UNOFFICIAL COPY AS OF 04/20/16 08 REG. SESS. 08 RS HB 749/GA
AN ACT relating to the Kentucky Housing Corporation Board of Directors.
Be it enacted by the General Assembly of the Commonwealth of Kentucky:
Section 1. KRS 198A.030 is amended to read as follows:
(1) There is hereby created and established an independent, de jure municipal corporation and political subdivision of the Commonwealth which shall be a public body corporate and politic to be known as the Kentucky Housing Corporation.
(2) The Kentucky Housing Corporation is created and established as a de jure municipal corporation and political subdivision of the Commonwealth to perform essential governmental and public functions and purposes in improving and otherwise promoting the health and general welfare of the people by the production of residential housing in Kentucky.

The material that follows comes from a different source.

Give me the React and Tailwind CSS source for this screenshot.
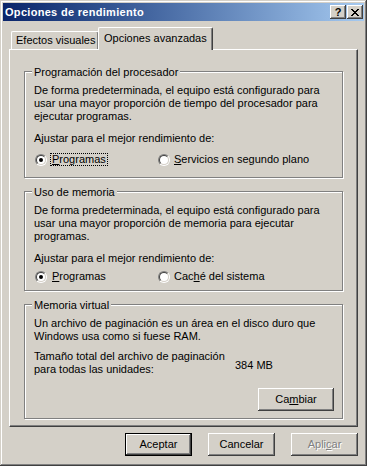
const raised =
  "shadow-[inset_-1px_-1px_#404040,inset_1px_1px_#ffffff,inset_-2px_-2px_#808080,inset_2px_2px_#d4d0c8]";

function Radio({ checked }) {
  return (
    <span className="inline-flex w-[12px] h-[12px] shrink-0 rounded-full border border-t-[#808080] border-l-[#808080] border-r-white border-b-white">
      <span className="flex flex-1 items-center justify-center rounded-full border border-t-[#404040] border-l-[#404040] border-r-[#d4d0c8] border-b-[#d4d0c8] bg-white">
        {checked && <span className="w-[4px] h-[4px] rounded-full bg-black" />}
      </span>
    </span>
  );
}

function Group({ title, className, children }) {
  return (
    <div
      className={
        "relative border border-[#808080] shadow-[inset_1px_1px_#ffffff,1px_1px_#ffffff] pl-[9px] " +
        className
      }
    >
      <span className="absolute left-[7px] top-[-6px] bg-[#d4d0c8] px-[2px]">{title}</span>
      {children}
    </div>
  );
}

function Button({ children, className = "", isDefault, disabled }) {
  return (
    <div
      className={
        "flex items-center justify-center h-[23px] bg-[#d4d0c8] " +
        raised +
        " " +
        (isDefault ? "border border-black " : "") +
        (disabled ? "text-[#808080] [text-shadow:1px_1px_0_#ffffff] " : "") +
        className
      }
    >
      {children}
    </div>
  );
}

function TitleButton({ children }) {
  return (
    <div className={"flex items-center justify-center w-[16px] h-[14px] bg-[#d4d0c8] " + raised}>
      {children}
    </div>
  );
}

export default function App() {
  return (
    <div className="w-[367px] h-[466px] bg-[#d4d0c8] p-[3px] shadow-[inset_-1px_-1px_#404040,inset_1px_1px_#d4d0c8,inset_-2px_-2px_#808080,inset_2px_2px_#ffffff] font-['Liberation_Sans',Arial,sans-serif] text-[11px] leading-[13px] text-black select-none">
      {/* title bar */}
      <div className="flex items-center h-[18px] bg-linear-to-r from-[#0a246a] to-[#a6caf0] pl-[2px] pr-[1px]">
        <span className="flex-1 font-bold text-white tracking-[0.3px]">Opciones de rendimiento</span>
        <div className="flex gap-[1px]">
          <TitleButton>
            <span className="font-bold text-[11px] leading-[11px] mt-[1px]">?</span>
          </TitleButton>
          <TitleButton>
            <svg width="8" height="7" viewBox="0 0 8 7" shapeRendering="crispEdges" className="mt-[1px]">
              <path
                d="M0 0h2v1H0zM6 0h2v1H6zM1 1h2v1H1zM5 1h2v1H5zM2 2h4v1H2zM3 3h2v1H3zM2 4h4v1H2zM1 5h2v1H1zM5 5h2v1H5zM0 6h2v1H0zM6 6h2v1H6z"
                fill="#000"
              />
            </svg>
          </TitleButton>
        </div>
      </div>

      <div className="pl-[6px]">
        {/* tabs */}
        <div className="flex items-end h-[22px] mt-[6px]">
          <div className="w-[88px] h-[18px] ml-[2px] border-l border-t border-white border-r border-r-[#404040] shadow-[inset_-1px_0_#808080] rounded-tl-[2px] rounded-tr-[2px] pl-[4px] pt-[2px]">
            Efectos visuales
          </div>
          <div className="relative z-10 w-[115px] h-[23px] -mb-px -ml-[1px] bg-[#d4d0c8] border-l border-t border-white border-r border-r-[#404040] shadow-[inset_-1px_0_#808080] rounded-tl-[2px] rounded-tr-[2px] pl-[5px] pt-[4px]">
            Opciones avanzadas
          </div>
        </div>

        {/* panel */}
        <div className="w-[349px] h-[378px] border border-t-white border-l-white border-r-[#404040] border-b-[#404040] shadow-[inset_-1px_-1px_#808080] pl-[14px] pt-[21px]">
          <Group title="Programación del procesador" className="w-[319px] pt-[12px] pb-[11px]">
            <p>
              De forma predeterminada, el equipo está configurado para
              <br />
              usar una mayor proporción de tiempo del procesador para
              <br />
              ejecutar programas.
            </p>
            <p className="mt-[9px]">Ajustar para el mejor rendimiento de:</p>
            <div className="flex mt-[8px] ml-[1px]">
              <div className="flex items-center w-[123px] gap-[3px]">
                <Radio checked />
                <span className="border border-dotted border-black px-[1px] leading-[11px] h-[13px]">
                  <span className="underline underline-offset-1">P</span>rogramas
                </span>
              </div>
              <div className="flex items-center gap-[4px]">
                <Radio />
                <span>
                  <span className="underline underline-offset-1">S</span>ervicios en segundo plano
                </span>
              </div>
            </div>
          </Group>

          <Group title="Uso de memoria" className="w-[319px] mt-[13px] pt-[12px] pb-[6px]">
            <p>
              De forma predeterminada, el equipo está configurado para
              <br />
              usar una mayor proporción de memoria para ejecutar
              <br />
              programas.
            </p>
            <p className="mt-[9px]">Ajustar para el mejor rendimiento de:</p>
            <div className="flex mt-[4px] ml-[1px]">
              <div className="flex items-center w-[123px] gap-[3px]">
                <Radio checked />
                <span className="border border-transparent px-[1px]">
                  <span className="underline underline-offset-1">P</span>rogramas
                </span>
              </div>
              <div className="flex items-center gap-[4px]">
                <Radio />
                <span>
                  Cac<span className="underline underline-offset-1">h</span>é del sistema
                </span>
              </div>
            </div>
          </Group>

          <Group title="Memoria virtual" className="w-[319px] mt-[13px] pt-[12px] pb-[7px]">
            <p>
              Un archivo de paginación es un área en el disco duro que
              <br />
              Windows usa como si fuese RAM.
            </p>
            <div className="flex mt-[7px]">
              <p className="w-[201px]">
                Tamaño total del archivo de paginación
                <br />
                para todas las unidades:
              </p>
              <p className="mt-[9px]">384 MB</p>
            </div>
            <div className="flex justify-end pr-[8px] mt-[12px]">
              <Button className="w-[76px]">
                <span>
                  Ca<span className="underline underline-offset-1">m</span>biar
                </span>
              </Button>
            </div>
          </Group>
        </div>
      </div>

      {/* dialog buttons */}
      <div className="flex justify-end gap-[16px] mt-[6px] pr-[6px]">
        <Button isDefault className="w-[67px]">
          Aceptar
        </Button>
        <Button className="w-[67px]">Cancelar</Button>
        <Button disabled className="w-[67px]">
          <span>
            Apli<span className="underline underline-offset-1">c</span>ar
          </span>
        </Button>
      </div>
    </div>
  );
}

(3) The corporation shall be governed by a board of directors, consisting of fifteen (15)[thirteen (13)] members, five (5) of whom shall be the Lieutenant Governor, the secretary of the Finance and Administration Cabinet, the commissioner of the Governor's Office for Local Development, the Attorney General, and the secretary of the Cabinet for Economic Development, or their duly appointed designees, as public directors, and ten (10)[eight (8)] private directors who shall be appointed by the Governor, subject to confirmation by the Senate as provided by KRS 11.160, as follows:
(a) One (1) private director representing the interests of financial lending institutions located within the Commonwealth;
(b) One (1) private director representing the interests of the manufactured housing industry within the Commonwealth;
(c) One (1) private director representing the interests of real estate practitioners licensed by the Kentucky Real Estate Commission;
(d) One (1) private director representing the interests of the homeless population within the Commonwealth;
(i) One (1) private director representing the interests of nonprofit housing organizations located within the Commonwealth; and
(j) One (1) private director with significant professional experience in audit, financial accounting, municipal bond financing, or investment banking.
(4) Private directors appointed by the Governor may include previous members of the board, and members may be reappointed for successive terms. All appointments shall be for four (4) years, and the appointees shall serve until a qualified successor is appointed.

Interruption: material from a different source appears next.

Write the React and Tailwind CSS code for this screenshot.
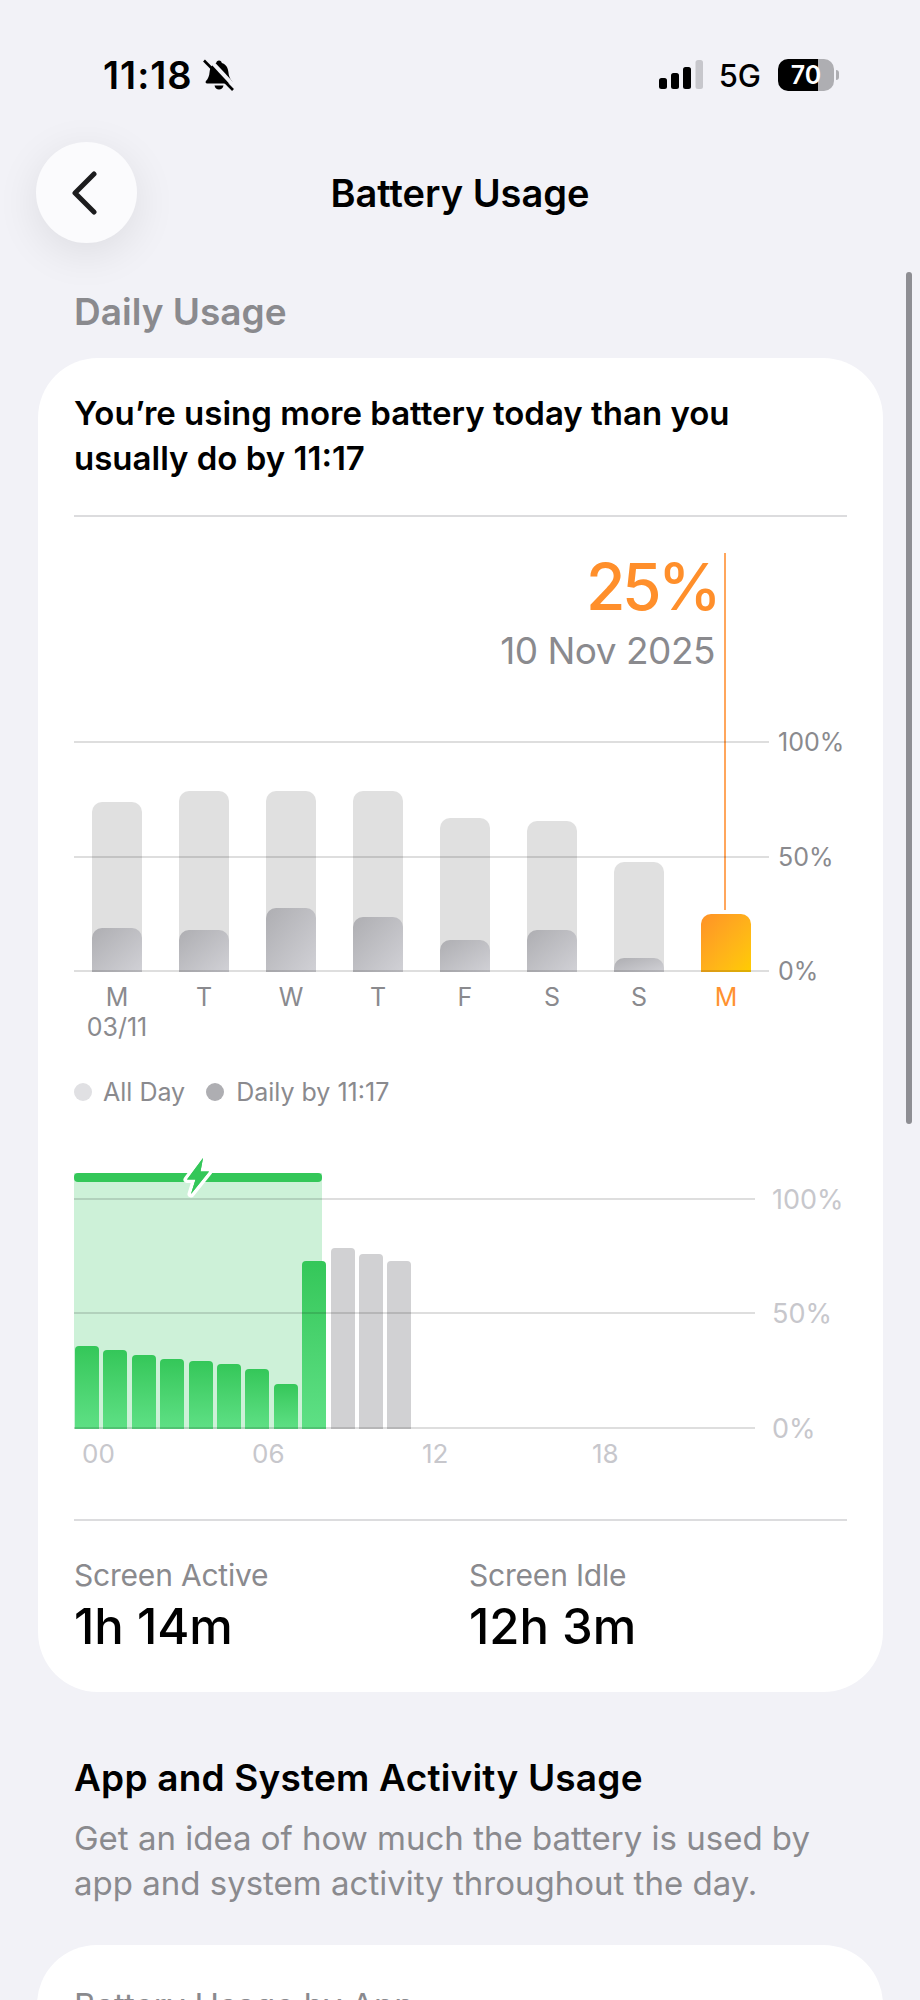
const week = [
  { day: "M", sub: "03/11", all: 170, daily: 44 },
  { day: "T", all: 181, daily: 42 },
  { day: "W", all: 181, daily: 64 },
  { day: "T", all: 181, daily: 55 },
  { day: "F", all: 154, daily: 32 },
  { day: "S", all: 151, daily: 42 },
  { day: "S", all: 110, daily: 14 },
  { day: "M", today: 58 },
];

const hours = [
  { h: 83, green: true },
  { h: 79, green: true },
  { h: 74, green: true },
  { h: 70, green: true },
  { h: 68, green: true },
  { h: 65, green: true },
  { h: 60, green: true },
  { h: 45, green: true },
  { h: 168, green: true },
  { h: 181 },
  { h: 175 },
  { h: 168 },
];

function StatusBar() {
  return (
    <div className="h-[142px] pt-[58px] pl-[103px] pr-[81px] flex justify-between items-start">
      <div className="flex items-center h-[34px] gap-[10px]">
        <span className="text-[38px] font-semibold leading-none tracking-[1px] text-black">11:18</span>
        <svg width="32" height="32" viewBox="0 0 32 32">
          <path d="M16 1.5c1.6 0 2.6 1 2.8 2.4 4 1.2 6.2 4.6 6.6 9 .3 4 1.4 6.6 3.6 9 .9 1 .3 2.6-1.2 2.6H4.2c-1.5 0-2.1-1.6-1.2-2.6 2.2-2.4 3.3-5 3.6-9 .4-4.4 2.6-7.8 6.6-9 .2-1.4 1.2-2.4 2.8-2.4z" fill="#000" />
          <path d="M11.5 26.500h9c-.4 2.400-2.300 4-4.500 4s-4.100-1.600-4.500-4z" fill="#000" />
          <path d="M5 -1L32 28" stroke="#f2f2f7" strokeWidth="4" />
          <path d="M1 1.500L30 31" stroke="#000" strokeWidth="2.600" />
        </svg>
      </div>
      <div className="flex items-center h-[34px]">
        <svg width="44" height="30" viewBox="0 0 44 30" className="mr-[16px]">
          <rect x="0" y="18" width="8" height="11" rx="2.500" fill="#000" />
          <rect x="12" y="13" width="8" height="16" rx="2.500" fill="#000" />
          <rect x="24" y="7" width="8" height="22" rx="2.500" fill="#000" />
          <rect x="36.500" y="0" width="7.500" height="29" rx="2.500" fill="#c7c7cc" />
        </svg>
        <span className="text-[31px] font-medium leading-none text-black mr-[17px]">5G</span>
        <div className="relative flex w-[56px] h-[32px] rounded-[10px] overflow-hidden">
          <div className="w-[40px] bg-black"></div>
          <div className="flex-1 bg-[#aeaeb2]"></div>
          <span className="absolute inset-0 flex items-center justify-center text-[25px] font-semibold leading-none text-white">70</span>
        </div>
        <div className="ml-[2px] w-[3px] h-[10px] rounded-r-[3px] bg-[#aeaeb2]"></div>
      </div>
    </div>
  );
}

function NavBar() {
  return (
    <div className="grid grid-cols-[100px_1fr_100px] items-center px-[36px] h-[100px]">
      <div className="w-[101px] h-[101px] rounded-full bg-[#fbfbfd] shadow-[0_10px_44px_rgba(0,0,0,0.09)] flex items-center justify-center">
        <svg width="30" height="44" viewBox="0 0 30 44" className="mr-[6px]">
          <path d="M25 3L6 22L25 41" fill="none" stroke="#1c1c1e" strokeWidth="5" strokeLinecap="round" strokeLinejoin="round" />
        </svg>
      </div>
      <div className="text-center text-[38px] font-semibold leading-[44px] text-black">Battery Usage</div>
      <div></div>
    </div>
  );
}

function GridLine({ className }) {
  return <div className={`absolute left-0 h-[2px] bg-black/[0.13] ${className}`}></div>;
}

function AxisLabel({ className, children }) {
  return <div className={`absolute leading-[32px] -translate-y-1/2 ${className}`}>{children}</div>;
}

function DailyChart() {
  return (
    <div className="relative mt-[36px]">
      <div className="absolute top-0 left-[650px] w-[2px] h-[357px] bg-[#ffa65c]"></div>
      <div className="w-[641px] pt-[2px] text-right">
        <div className="-mr-[3px] text-[64px] font-medium leading-[64px] tracking-[-3.500px] text-[#ff8f2b]">25%</div>
        <div className="mt-[10px] text-[37px] leading-[44px] tracking-[-0.5px] text-[#8a8a8e]">10 Nov 2025</div>
      </div>
      <div className="relative mt-[68px] h-[231px]">
        <div className="absolute bottom-0 -left-[0.500px] w-[696px] grid grid-cols-8 items-end">
          {week.map((d, i) => (
            <div key={i} className="relative h-[230px] flex justify-center items-end">
              {d.today ? (
                <div className="w-[50px] rounded-t-[10px] bg-linear-to-br from-[#ff9226] to-[#ffcc00]" style={{ height: d.today }}></div>
              ) : (
                <div className="relative w-[50px] rounded-t-[10px] bg-[#e0e0e0] overflow-hidden" style={{ height: d.all }}>
                  <div className="absolute bottom-0 left-0 w-full rounded-t-[10px] bg-linear-to-br from-[#aeaeb2] to-[#d1d1d6]" style={{ height: d.daily }}></div>
                </div>
              )}
            </div>
          ))}
        </div>
        <GridLine className="top-0 w-[695px]" />
        <GridLine className="top-[115px] w-[695px]" />
        <GridLine className="top-[229px] w-[695px]" />
        <div className="text-[25px] text-[#8a8a8e]">
          <AxisLabel className="top-[1px] left-[704px]">100%</AxisLabel>
          <AxisLabel className="top-[116px] left-[704px]">50%</AxisLabel>
          <AxisLabel className="top-[230px] left-[704px]">0%</AxisLabel>
        </div>
      </div>
      <div className="mt-[10px] -ml-[0.500px] w-[696px] grid grid-cols-8 text-center text-[25px] leading-[30px] text-[#8a8a8e]">
        {week.map((d, i) => (
          <div key={i} className={d.today ? "text-[#ff9230]" : ""}>
            <div>{d.day}</div>
            {d.sub ? <div>{d.sub}</div> : <div>&nbsp;</div>}
          </div>
        ))}
      </div>
      <div className="mt-[34px] flex items-center text-[25px] leading-[32px] text-[#8a8a8e]">
        <div className="w-[18px] h-[18px] rounded-full bg-[#e0e0e3]"></div>
        <span className="ml-[11px]">All Day</span>
        <div className="ml-[21px] w-[18px] h-[18px] rounded-full bg-[#aeaeb2]"></div>
        <span className="ml-[12px]">Daily by 11:17</span>
      </div>
    </div>
  );
}

function HourlyChart() {
  return (
    <div className="relative mt-[65px]">
      <div className="relative h-[256px]">
        <div className="absolute top-0 bottom-0 left-0 w-[248px] bg-[#cdf1d8]"></div>
        <div className="absolute bottom-0 left-[1px] flex items-end gap-[4.400px]">
          {hours.map((b, i) => (
            <div
              key={i}
              className={
                b.green
                  ? "w-[24px] rounded-t-[4px] bg-linear-to-b from-[#34c759] to-[#5ee085]"
                  : "w-[24px] rounded-t-[4px] bg-[#d1d1d3]"
              }
              style={{ height: b.h }}
            ></div>
          ))}
        </div>
        <GridLine className="top-[25px] w-[681px]" />
        <GridLine className="top-[139px] w-[681px]" />
        <GridLine className="top-[254px] w-[681px]" />
        <div className="absolute top-0 left-0 w-[248px] h-[9px] rounded-[4px] bg-[#34c759]"></div>
        {/* bolt sits across the charging bar */}
        <svg width="32" height="42" viewBox="0 0 32 42" className="absolute -top-[17px] left-[108px]">
          <path d="M21 2L5 23.500h8.500L9 38L27 15.500h-8.500z" fill="#34c759" stroke="#fff" strokeWidth="7" strokeLinejoin="round" paintOrder="stroke" />
          <path d="M21 2L5 23.500h8.500L9 38L27 15.500h-8.500z" fill="#34c759" />
        </svg>
        <div className="text-[27px] text-[#c7c7cc]">
          <AxisLabel className="top-[27px] left-[698px]">100%</AxisLabel>
          <AxisLabel className="top-[141px] left-[698px]">50%</AxisLabel>
          <AxisLabel className="top-[256px] left-[698px]">0%</AxisLabel>
        </div>
      </div>
      <div className="mt-[9px] w-[680px] grid grid-cols-4 text-[26px] leading-[32px] text-[#c7c7cc]">
        <div className="pl-[8px]">00</div>
        <div className="pl-[8px]">06</div>
        <div className="pl-[8px]">12</div>
        <div className="pl-[8px]">18</div>
      </div>
    </div>
  );
}

function Stat({ label, value }) {
  return (
    <div>
      <div className="text-[30px] leading-[36px] tracking-[-0.2px] text-[#8a8a8e]">{label}</div>
      <div className="mt-[6px] text-[49px] font-medium leading-[56px] text-black">{value}</div>
    </div>
  );
}

export default function App() {
  return (
    <div className="relative w-[920px] h-[2000px] overflow-hidden bg-[#f2f2f7] font-[Inter,sans-serif]">
      <StatusBar />
      <NavBar />
      <div className="absolute top-[272px] right-[8px] w-[6px] h-[852px] rounded-full bg-[#8e8e93]"></div>

      <div className="mt-[48px] pl-[74px] text-[37px] font-semibold leading-[44px] text-[#8a8a8e]">Daily Usage</div>

      <div className="mt-[24px] ml-[38px] w-[845px] rounded-[60px] bg-white px-[36px] pt-[33px] pb-[37px]">
        <div className="text-[33px] font-semibold leading-[45px] text-black">
          You’re using more battery today than you
          <br />
          usually do by 11:17
        </div>
        <div className="mt-[34px] h-[2px] bg-[#dcdcde]"></div>
        <DailyChart />
        <HourlyChart />
        <div className="mt-[49px] h-[2px] bg-[#dcdcde]"></div>
        <div className="mt-[36px] flex">
          <div className="w-[395px]">
            <Stat label="Screen Active" value="1h 14m" />
          </div>
          <Stat label="Screen Idle" value="12h 3m" />
        </div>
      </div>

      <div className="mt-[64px] px-[74px]">
        <div className="text-[37px] font-semibold leading-[44px] tracking-[0.2px] text-black">App and System Activity Usage</div>
        <div className="mt-[16px] text-[33px] leading-[45px] text-[#8a8a8e]">
          Get an idea of how much the battery is used by
          <br />
          app and system activity throughout the day.
        </div>
      </div>

      <div className="mt-[39px] ml-[37px] w-[846px] h-[200px] rounded-[60px] bg-white px-[37px] pt-[38px]">
        <div className="text-[33px] leading-[45px] text-[#8a8a8e]">Battery Usage by App</div>
      </div>
    </div>
  );
}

(5) In case of a vacancy, the Governor may appoint a person for the vacancy to hold office during the remainder of the term. A vacancy shall be filled in accordance with the requirement and procedures for appointments.
(6) The Governor may remove any private director whom he may appoint in case of incompetency, neglect of duty, gross immorality, or malfeasance in office, and he may declare his office vacant and may appoint a person for the vacancy as provided in this section.
(7) The Governor shall designate a director of the corporation to serve as chairman. The term of the chairman shall extend to the earlier of either the date of expiration of his then current term as a director of the corporation or a date six (6) months after the expiration of the then current term of the Governor designating the chairman.
(8) The board of directors shall annually elect one (1) of its members as vice chairman. The board of directors shall also elect or appoint, and prescribe the duties of, other officers the board of directors deems necessary or advisable, including an executive director and a secretary, and the board of directors shall fix the compensation of the officers.
(9) The executive director shall administer, manage, and direct the affairs and business of the corporation, subject to the policies, control, and direction of the board of directors of the corporation. The secretary of the corporation shall keep a record of the proceedings of the corporation and shall be custodian of all books, documents, and papers filed with the corporation, the minute book or journal of the corporation, and its official seal. The secretary shall have authority to cause copies to be made of all minutes and other records and documents of the corporation and to give certificates under the official seal of the corporation to the effect that copies are true copies, and all persons dealing with the corporation may rely upon the certificates.
(10) A majority of the board of directors of the corporation shall constitute a quorum for the purposes of conducting its business and exercising its powers and for all other purposes. A majority shall be determined by excluding any existing vacancies from the total number of directors.
(11) Action shall be taken by the corporation upon a vote of a majority of the directors present at a meeting at which a quorum shall exist called upon three (3) days' written notice to each director or upon the concurrence of at least eight (8) directors.
(12) Each private director shall be entitled to a fee of one hundred dollars ($100) for attendance at each meeting of the board of directors or duly called committee meeting of the board.